Après avoir libéré Paris en août 1944, Capa pensait à tort que la guerre était finie, assis au bar de l’Hôtel Scribe il écrivit (dans son livre Slightly Out of Focus) « Je sonnais le glas de l’art noble de la photographie de guerre, elle a expiré dans les rues de Paris… Il n’y aurait plus jamais d’images de gars comme ceux des déserts d’Afrique du Nord ou des montagnes d’Italie, plus jamais une invasion qui surpasserait celle de la plage en Normandie, plus jamais une libération qui égalerait celle de Paris. » Mais Capa s’est trompé, et il en paya le prix avec sa vie lorsqu’il a marché sur une mine en Indochine (25/05/1954).

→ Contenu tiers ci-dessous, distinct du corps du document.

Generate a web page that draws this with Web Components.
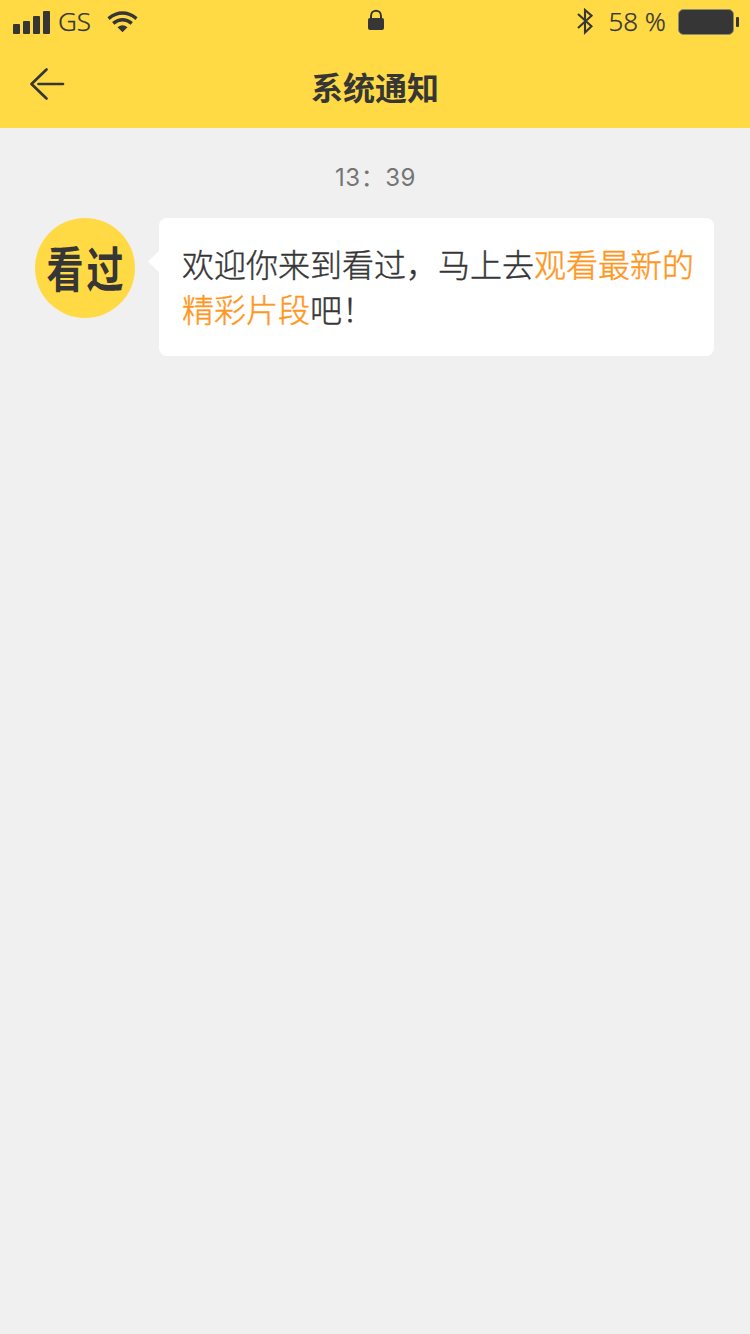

Revenons au Jésus au bras cassé de Vladyslav sur sa croix, c’est une belle croix orthodoxe, avec trois traverses, la barre supérieure est habituellement réservée à l’inscription INRI (Jésus de Nazareth Roi des Juifs), la plus longue barre centrale c’est celle su laquelle Jésus a eu les mains clouées, et celle du bas sert de repose-pieds, elle est inclinée. Parce que Jésus a été crucifié en compagnie de deux voleurs, on dit que la barre de repose-pieds qui pointe vers le haut vers le voleur à droite de Jésus indique qu’il est un « bon » voleur, donc il ira au paradis. De l’autre côté, la barre qui pointe vers le bas signifie que ce voleur-ci est le « méchant », et il ira en enfer. La guerre d’Ukraine semble être une affaire sans fin, mais elle finira par s’arrêter un jour comme toutes les guerres, d’ici là ce n’est peut-être pas nécessaire de demander à Vladyslav Krasnoshchok qui est le méchant qui ira en enfer.
Jean Loh
Vladyslav Krasnoshchok est représenté par la galerie nomade Alexandra de Viveiros. www.alexandradeviveiros.com
Vladyslav Krasnoshchok (né en 1980 à Kharkiv, Ukraine), a étudié au Département de médecine dentaire de l’Université médicale de Kharkiv (1997-2002). De 2004 à 2018, il a travaillé à l’hôpital clinique d’urgence de Kharkiv. Vladyslav pratique activement la photographie depuis 2008 et a rejoint le groupe Shilo depuis 2010 (avec Sergiy Lebedynskyy, Vadim Trykoz et Oleksiy Sobolev). Outre la photographie documentaire qu’il transforme esthétiquement à l’aide de différentes manipulations techniques, il utilise également des photos d’archives anonymes. Il pratique la coloration à la main à partir de méthodes qui ont été développées par les photographes de Kharkiv à la fin des années 1970. Il associe également des prises de vue à des objets sculpturaux, et expérimente l’art graphique, la gravure et le street art.